Requirements. Copy each line in which the string "this" occurs.

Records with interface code
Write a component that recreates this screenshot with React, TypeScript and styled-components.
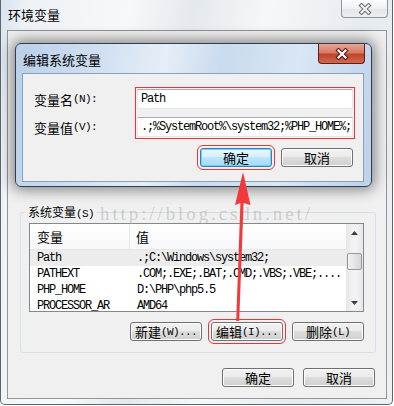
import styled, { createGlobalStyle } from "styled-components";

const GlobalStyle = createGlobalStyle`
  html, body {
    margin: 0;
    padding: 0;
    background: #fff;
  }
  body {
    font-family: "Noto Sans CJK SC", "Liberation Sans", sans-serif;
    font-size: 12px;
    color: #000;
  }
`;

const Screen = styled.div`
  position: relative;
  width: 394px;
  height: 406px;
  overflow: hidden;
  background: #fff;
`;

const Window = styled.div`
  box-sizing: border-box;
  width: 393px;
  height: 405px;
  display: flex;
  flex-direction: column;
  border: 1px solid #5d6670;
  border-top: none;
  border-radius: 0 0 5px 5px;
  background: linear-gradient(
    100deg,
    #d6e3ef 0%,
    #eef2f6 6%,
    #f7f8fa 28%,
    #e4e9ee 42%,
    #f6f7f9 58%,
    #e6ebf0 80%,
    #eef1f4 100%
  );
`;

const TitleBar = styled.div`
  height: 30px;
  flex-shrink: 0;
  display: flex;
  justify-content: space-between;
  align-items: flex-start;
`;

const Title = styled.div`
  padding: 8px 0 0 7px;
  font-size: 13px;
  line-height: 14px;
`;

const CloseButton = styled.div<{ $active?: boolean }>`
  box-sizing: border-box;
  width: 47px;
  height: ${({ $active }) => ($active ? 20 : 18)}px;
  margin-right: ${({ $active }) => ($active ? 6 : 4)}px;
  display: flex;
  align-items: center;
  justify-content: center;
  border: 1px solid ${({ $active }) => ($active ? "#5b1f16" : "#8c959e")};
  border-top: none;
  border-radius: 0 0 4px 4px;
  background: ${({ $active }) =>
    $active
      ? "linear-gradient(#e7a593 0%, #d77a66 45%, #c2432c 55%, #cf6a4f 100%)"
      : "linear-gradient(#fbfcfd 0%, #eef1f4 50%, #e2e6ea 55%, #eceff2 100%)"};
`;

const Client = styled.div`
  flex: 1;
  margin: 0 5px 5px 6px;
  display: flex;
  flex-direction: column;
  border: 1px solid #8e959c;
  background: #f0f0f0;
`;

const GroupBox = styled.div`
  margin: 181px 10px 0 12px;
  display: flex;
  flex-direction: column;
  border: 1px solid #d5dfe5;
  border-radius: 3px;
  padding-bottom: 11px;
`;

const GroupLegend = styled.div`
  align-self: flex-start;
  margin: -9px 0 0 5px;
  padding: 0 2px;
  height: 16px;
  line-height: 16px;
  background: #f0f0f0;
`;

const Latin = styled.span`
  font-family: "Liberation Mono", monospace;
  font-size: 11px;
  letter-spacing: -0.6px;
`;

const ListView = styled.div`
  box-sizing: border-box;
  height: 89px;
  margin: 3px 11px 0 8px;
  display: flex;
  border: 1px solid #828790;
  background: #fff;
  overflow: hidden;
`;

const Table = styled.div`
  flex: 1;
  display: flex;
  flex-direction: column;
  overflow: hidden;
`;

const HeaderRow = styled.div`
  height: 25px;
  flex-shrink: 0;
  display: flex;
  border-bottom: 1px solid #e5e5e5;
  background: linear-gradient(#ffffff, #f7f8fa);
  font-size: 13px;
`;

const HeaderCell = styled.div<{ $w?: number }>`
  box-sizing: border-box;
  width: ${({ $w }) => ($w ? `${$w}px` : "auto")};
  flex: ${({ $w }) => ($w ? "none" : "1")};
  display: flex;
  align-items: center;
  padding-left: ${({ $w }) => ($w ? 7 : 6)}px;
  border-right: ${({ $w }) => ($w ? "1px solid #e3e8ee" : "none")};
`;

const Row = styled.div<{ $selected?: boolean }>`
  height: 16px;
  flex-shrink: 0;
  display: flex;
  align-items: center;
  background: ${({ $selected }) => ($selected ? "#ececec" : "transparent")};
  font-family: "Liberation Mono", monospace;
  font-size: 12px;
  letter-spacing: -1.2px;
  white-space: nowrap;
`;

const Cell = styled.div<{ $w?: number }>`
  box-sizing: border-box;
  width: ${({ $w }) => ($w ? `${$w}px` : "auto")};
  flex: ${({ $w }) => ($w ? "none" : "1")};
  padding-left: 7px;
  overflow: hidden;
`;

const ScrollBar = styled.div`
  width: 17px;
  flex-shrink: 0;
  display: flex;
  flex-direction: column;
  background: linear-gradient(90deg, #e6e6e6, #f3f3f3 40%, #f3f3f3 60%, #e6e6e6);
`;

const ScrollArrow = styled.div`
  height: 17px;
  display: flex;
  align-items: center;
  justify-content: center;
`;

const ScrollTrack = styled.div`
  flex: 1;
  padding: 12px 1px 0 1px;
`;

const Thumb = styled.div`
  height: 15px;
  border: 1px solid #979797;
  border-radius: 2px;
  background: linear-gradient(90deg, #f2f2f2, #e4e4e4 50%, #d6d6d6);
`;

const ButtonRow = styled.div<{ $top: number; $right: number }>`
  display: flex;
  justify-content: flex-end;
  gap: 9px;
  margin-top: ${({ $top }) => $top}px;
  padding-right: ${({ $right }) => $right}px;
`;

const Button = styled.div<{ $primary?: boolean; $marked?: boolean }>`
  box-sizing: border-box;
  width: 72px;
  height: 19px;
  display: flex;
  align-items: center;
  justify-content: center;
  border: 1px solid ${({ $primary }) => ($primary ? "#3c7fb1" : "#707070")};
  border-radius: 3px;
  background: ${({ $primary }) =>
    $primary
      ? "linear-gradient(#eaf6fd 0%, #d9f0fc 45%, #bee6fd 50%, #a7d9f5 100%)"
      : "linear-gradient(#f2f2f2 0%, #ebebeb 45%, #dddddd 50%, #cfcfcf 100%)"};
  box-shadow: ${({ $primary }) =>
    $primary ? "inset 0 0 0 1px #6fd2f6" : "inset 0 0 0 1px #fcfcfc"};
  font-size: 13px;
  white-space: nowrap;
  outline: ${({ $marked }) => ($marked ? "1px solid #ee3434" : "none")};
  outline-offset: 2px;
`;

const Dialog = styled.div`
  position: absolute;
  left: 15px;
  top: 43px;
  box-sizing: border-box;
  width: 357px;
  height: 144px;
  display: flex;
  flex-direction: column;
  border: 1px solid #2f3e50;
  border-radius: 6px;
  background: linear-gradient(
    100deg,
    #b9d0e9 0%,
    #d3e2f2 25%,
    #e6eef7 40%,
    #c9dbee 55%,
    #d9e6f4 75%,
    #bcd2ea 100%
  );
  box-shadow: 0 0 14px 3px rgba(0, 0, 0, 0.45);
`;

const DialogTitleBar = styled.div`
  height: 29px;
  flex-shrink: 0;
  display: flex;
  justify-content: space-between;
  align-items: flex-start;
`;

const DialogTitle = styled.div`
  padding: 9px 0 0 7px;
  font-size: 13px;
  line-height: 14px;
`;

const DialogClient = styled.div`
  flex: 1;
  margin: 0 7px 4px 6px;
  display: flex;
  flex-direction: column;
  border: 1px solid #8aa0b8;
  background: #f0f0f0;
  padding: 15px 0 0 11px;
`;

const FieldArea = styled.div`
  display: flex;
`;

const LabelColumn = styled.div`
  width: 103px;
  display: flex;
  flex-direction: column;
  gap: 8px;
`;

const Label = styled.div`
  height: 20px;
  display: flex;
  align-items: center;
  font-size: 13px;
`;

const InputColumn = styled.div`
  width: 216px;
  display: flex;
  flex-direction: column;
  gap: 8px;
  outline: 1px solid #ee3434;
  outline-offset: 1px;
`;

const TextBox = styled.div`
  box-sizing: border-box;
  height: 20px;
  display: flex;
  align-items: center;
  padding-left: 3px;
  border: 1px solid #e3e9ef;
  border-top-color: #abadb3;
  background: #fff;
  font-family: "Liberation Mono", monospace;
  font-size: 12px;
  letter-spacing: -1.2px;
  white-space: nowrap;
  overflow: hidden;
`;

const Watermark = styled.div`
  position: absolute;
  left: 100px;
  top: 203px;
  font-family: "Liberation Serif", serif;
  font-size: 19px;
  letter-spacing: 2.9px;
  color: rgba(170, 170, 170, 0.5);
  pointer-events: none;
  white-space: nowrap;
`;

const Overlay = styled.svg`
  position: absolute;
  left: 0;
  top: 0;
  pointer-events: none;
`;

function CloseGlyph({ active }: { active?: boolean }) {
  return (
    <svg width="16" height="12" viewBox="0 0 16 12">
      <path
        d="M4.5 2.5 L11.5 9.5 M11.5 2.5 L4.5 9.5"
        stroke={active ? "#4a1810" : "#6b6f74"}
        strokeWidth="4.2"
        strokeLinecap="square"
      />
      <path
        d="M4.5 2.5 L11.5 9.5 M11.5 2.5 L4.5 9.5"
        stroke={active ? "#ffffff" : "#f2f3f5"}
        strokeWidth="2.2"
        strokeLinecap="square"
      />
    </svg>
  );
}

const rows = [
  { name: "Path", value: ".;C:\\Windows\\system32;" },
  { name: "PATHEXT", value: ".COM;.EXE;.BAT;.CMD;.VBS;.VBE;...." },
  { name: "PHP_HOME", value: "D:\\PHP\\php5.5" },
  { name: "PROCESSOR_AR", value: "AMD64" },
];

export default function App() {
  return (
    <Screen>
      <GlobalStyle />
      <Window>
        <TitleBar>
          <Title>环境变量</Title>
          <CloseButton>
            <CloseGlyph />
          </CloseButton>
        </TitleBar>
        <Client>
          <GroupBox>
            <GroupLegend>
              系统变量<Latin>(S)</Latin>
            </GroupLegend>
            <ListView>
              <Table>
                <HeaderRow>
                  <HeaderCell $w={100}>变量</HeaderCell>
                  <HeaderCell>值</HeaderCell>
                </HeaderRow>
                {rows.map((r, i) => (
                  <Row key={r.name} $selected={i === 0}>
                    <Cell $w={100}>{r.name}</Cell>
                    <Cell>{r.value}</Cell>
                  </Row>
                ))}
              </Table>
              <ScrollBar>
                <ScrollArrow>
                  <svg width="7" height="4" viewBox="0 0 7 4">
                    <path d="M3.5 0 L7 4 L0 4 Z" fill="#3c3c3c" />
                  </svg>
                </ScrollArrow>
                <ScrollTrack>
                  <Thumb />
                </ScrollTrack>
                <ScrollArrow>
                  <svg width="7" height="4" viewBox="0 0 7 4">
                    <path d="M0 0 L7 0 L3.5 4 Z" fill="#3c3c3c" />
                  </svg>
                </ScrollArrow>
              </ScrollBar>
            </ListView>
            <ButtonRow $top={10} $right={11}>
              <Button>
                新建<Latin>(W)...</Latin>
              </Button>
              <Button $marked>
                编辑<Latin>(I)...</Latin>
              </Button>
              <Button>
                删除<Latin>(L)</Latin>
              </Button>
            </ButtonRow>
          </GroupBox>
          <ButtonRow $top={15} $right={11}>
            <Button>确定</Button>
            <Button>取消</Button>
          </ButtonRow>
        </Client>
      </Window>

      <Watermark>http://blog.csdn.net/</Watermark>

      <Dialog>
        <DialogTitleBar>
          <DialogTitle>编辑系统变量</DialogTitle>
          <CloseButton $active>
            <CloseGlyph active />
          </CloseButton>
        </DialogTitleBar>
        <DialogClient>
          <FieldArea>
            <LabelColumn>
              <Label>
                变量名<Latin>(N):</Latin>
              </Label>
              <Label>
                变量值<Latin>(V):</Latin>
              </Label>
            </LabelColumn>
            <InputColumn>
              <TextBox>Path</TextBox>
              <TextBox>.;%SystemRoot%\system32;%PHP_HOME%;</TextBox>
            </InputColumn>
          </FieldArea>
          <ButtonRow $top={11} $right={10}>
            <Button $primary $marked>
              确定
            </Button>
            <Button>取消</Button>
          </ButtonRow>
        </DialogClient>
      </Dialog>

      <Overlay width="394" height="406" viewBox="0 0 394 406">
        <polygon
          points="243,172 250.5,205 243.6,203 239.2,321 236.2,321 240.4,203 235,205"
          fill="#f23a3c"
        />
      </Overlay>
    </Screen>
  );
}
==
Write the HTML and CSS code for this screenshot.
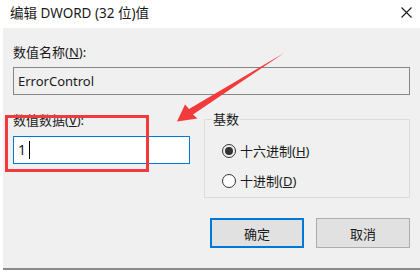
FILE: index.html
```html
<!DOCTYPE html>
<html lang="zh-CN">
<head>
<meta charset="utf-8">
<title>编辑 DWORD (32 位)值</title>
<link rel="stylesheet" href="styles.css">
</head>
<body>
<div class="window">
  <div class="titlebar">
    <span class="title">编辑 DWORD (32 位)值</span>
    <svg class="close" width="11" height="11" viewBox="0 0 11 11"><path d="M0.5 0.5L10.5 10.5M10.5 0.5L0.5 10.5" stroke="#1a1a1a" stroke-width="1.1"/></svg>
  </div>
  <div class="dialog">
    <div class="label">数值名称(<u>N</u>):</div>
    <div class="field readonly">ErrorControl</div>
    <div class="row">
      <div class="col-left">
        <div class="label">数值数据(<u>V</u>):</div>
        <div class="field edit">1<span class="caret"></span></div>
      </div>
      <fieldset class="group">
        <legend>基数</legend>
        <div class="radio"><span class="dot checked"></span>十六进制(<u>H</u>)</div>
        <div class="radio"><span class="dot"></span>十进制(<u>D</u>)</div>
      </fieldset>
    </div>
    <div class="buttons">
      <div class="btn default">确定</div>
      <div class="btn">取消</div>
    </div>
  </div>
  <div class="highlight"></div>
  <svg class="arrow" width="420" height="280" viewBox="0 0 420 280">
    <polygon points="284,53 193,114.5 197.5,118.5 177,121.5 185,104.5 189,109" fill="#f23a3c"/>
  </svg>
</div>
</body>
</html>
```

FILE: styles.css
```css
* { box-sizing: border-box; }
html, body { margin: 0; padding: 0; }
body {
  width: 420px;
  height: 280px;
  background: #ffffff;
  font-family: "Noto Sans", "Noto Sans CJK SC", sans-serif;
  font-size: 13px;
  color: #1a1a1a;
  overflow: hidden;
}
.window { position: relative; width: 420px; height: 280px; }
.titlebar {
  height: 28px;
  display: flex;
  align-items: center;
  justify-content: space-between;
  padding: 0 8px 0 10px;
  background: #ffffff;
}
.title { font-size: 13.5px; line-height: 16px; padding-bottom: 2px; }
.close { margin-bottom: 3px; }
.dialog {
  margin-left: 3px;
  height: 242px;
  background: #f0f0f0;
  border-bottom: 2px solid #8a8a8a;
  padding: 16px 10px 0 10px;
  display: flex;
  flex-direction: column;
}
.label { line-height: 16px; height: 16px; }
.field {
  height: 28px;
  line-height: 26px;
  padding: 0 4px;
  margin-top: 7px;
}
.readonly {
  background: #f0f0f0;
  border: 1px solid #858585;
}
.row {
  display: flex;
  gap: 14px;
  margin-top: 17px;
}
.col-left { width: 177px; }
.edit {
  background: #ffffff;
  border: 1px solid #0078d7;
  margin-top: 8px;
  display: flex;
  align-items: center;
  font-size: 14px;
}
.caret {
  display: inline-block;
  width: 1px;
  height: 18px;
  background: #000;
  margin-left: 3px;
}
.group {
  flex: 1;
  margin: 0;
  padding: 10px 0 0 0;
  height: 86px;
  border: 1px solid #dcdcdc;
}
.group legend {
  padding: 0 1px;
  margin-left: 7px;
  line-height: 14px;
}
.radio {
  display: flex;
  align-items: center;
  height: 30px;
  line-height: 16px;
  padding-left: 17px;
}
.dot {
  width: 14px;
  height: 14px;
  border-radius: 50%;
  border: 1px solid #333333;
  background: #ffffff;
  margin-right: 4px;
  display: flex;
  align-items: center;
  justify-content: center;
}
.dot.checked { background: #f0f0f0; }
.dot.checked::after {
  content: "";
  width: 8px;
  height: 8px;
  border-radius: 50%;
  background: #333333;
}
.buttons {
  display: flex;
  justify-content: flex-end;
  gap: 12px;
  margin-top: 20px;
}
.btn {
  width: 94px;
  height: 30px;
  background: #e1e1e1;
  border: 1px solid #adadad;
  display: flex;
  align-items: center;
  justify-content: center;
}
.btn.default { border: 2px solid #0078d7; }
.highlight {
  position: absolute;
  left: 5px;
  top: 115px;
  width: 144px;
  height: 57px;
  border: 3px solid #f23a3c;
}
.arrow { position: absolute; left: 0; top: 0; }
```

Exercise answer.
Write a component that recreates this screenshot with React, TypeScript and styled-components.
Write the HTML and CSS code for this screenshot.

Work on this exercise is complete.